Students with autism learning to cope with pandemic

Adapting to change: Students at the centre attending online lessons.Adapting to change: Students at the centre attending online lessons.

GEORGE TOWN: The Covid-19 pandemic can be especially difficult for people with autism spectrum disorder (ASD), who have a strong need for structure, predictability and specific routines and rituals.

Special needs educator Eileen Soon in Penang said her students are trying to adapt again to online learning due to the movement control order 3.0, implemented on May 10.

ASD is a neurological difference in the brain that causes an individual to process input from the world around them differently from others.

“Our students are a lot more adaptable, and all the MCOs have shaped and forced them to be flexible. Even rigid students are slowly understanding that if they don’t see their friends at our centre, they will see their friends online during lessons on Zoom.

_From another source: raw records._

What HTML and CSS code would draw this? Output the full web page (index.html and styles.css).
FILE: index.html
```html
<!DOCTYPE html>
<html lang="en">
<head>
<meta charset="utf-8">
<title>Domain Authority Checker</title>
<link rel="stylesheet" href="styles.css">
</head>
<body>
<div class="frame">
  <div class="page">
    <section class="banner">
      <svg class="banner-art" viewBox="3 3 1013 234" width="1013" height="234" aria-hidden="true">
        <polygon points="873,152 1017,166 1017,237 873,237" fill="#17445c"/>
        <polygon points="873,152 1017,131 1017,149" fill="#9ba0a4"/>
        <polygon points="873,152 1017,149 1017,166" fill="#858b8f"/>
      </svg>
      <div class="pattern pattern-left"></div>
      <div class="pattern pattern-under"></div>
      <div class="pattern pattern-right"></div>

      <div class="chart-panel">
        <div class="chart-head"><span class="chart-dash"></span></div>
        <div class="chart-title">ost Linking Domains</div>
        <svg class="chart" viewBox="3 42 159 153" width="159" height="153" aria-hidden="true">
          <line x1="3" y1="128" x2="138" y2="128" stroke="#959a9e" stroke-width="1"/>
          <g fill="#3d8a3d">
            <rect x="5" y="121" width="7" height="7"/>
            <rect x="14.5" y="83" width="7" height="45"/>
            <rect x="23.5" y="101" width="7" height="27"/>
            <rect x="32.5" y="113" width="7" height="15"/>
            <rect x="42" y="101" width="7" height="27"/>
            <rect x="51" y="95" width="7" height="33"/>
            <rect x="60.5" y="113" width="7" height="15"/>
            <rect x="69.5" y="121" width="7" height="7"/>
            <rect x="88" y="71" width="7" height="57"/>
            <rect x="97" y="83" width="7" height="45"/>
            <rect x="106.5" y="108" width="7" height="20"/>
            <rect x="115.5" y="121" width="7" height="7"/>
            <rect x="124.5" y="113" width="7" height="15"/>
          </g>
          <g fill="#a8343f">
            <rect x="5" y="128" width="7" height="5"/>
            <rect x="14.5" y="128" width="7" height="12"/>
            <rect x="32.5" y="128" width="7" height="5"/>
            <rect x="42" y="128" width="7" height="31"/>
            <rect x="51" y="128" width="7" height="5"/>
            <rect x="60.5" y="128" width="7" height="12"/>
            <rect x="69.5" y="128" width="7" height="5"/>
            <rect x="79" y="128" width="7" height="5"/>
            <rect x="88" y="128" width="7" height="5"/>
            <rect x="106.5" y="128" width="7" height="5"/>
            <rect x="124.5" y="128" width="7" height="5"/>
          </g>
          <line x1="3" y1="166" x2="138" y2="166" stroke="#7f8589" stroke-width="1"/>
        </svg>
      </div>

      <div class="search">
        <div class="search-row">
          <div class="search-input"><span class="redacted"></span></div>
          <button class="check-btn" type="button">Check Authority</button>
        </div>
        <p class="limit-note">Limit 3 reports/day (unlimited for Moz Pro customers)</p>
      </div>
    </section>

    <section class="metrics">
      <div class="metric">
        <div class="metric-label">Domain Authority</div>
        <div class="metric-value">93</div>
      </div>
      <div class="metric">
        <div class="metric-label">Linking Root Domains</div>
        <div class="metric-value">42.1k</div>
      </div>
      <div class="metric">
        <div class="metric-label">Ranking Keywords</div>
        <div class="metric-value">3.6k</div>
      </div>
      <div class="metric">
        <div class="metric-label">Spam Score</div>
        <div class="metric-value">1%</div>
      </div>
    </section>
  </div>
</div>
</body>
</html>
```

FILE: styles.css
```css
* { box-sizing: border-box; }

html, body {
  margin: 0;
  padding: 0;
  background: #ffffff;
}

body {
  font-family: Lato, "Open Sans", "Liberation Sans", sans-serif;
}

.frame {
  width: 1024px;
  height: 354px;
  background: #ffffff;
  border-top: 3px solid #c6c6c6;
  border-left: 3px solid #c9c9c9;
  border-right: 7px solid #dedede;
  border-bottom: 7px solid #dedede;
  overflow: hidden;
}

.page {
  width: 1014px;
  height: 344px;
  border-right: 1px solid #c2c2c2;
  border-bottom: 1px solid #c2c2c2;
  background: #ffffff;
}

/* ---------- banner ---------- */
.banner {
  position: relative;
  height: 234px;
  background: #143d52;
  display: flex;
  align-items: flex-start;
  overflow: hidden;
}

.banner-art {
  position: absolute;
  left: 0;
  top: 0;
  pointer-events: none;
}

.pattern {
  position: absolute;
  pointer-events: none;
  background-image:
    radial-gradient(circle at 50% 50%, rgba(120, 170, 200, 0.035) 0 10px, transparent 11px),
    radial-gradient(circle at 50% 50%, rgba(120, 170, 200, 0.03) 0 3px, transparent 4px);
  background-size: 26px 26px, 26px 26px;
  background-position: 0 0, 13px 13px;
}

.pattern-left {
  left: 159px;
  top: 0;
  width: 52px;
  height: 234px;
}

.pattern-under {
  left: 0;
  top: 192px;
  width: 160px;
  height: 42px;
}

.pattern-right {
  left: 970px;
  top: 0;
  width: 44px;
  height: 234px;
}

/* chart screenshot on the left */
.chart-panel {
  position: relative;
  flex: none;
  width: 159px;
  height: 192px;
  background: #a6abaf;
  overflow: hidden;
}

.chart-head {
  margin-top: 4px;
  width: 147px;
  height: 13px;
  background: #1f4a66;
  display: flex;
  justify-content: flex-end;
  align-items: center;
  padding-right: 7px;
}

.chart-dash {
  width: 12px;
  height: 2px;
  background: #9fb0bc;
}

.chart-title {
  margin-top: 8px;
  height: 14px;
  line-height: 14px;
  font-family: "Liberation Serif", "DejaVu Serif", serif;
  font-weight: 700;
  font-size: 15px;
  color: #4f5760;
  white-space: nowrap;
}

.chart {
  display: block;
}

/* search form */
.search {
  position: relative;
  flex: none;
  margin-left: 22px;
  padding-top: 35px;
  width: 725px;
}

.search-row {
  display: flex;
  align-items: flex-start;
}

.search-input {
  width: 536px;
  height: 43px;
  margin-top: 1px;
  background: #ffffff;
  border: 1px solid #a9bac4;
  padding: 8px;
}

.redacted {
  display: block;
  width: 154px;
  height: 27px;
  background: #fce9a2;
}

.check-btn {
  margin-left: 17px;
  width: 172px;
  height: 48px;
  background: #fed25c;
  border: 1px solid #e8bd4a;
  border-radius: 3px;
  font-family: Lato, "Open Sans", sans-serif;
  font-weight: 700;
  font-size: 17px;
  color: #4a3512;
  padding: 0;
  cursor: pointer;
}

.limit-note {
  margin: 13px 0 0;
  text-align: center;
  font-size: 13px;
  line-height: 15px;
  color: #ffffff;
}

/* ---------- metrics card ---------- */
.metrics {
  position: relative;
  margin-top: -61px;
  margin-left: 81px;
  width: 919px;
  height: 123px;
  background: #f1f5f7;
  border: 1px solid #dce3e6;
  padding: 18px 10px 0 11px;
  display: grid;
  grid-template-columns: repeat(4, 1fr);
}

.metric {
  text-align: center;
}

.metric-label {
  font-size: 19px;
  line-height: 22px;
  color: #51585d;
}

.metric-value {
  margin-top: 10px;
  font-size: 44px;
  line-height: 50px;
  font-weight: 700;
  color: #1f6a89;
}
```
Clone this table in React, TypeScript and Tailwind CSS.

“The only issue we face is that they get so comfortable with online learning that they won’t want to leave the house, ” she said.

Soon recalled the case of one student who needed a lot of preparation when MCO was lifted earlier to return to their centre.

She said some other students struggle to get into a proper structure of activities because staying at home all day and night had turned their schedules and routines upside down.

The ASD students still have their online lessons during MCO, two hours in the morning and two hours in the afternoon on weekdays.

“It’s going well for most of our students but it’s not easy for some. Some students pull out due to trouble with online learning.

“We work very closely with the parents. We try to support each other when issues arise and it helps us understand how to motivate our students to maintain a proper routine and stay healthy mentally, emotionally and physically during this time, ” she said.

There are currently 12 students enrolled in their vocational and transitional programme at Soon’s centre.

Four of the students are involved in preparing lunch sets for sale.

“Only the students doing lunch sets and making kombucha drinks still continue to work at our centre every Monday, Tuesday, Wednesday and Friday.

“They have to put on their masks, maintain physical distancing and sanitise themselves regularly.

“To safeguard both our students and customers, we offer delivery and have customers pick up orders after doing cashless transactions, ” she said.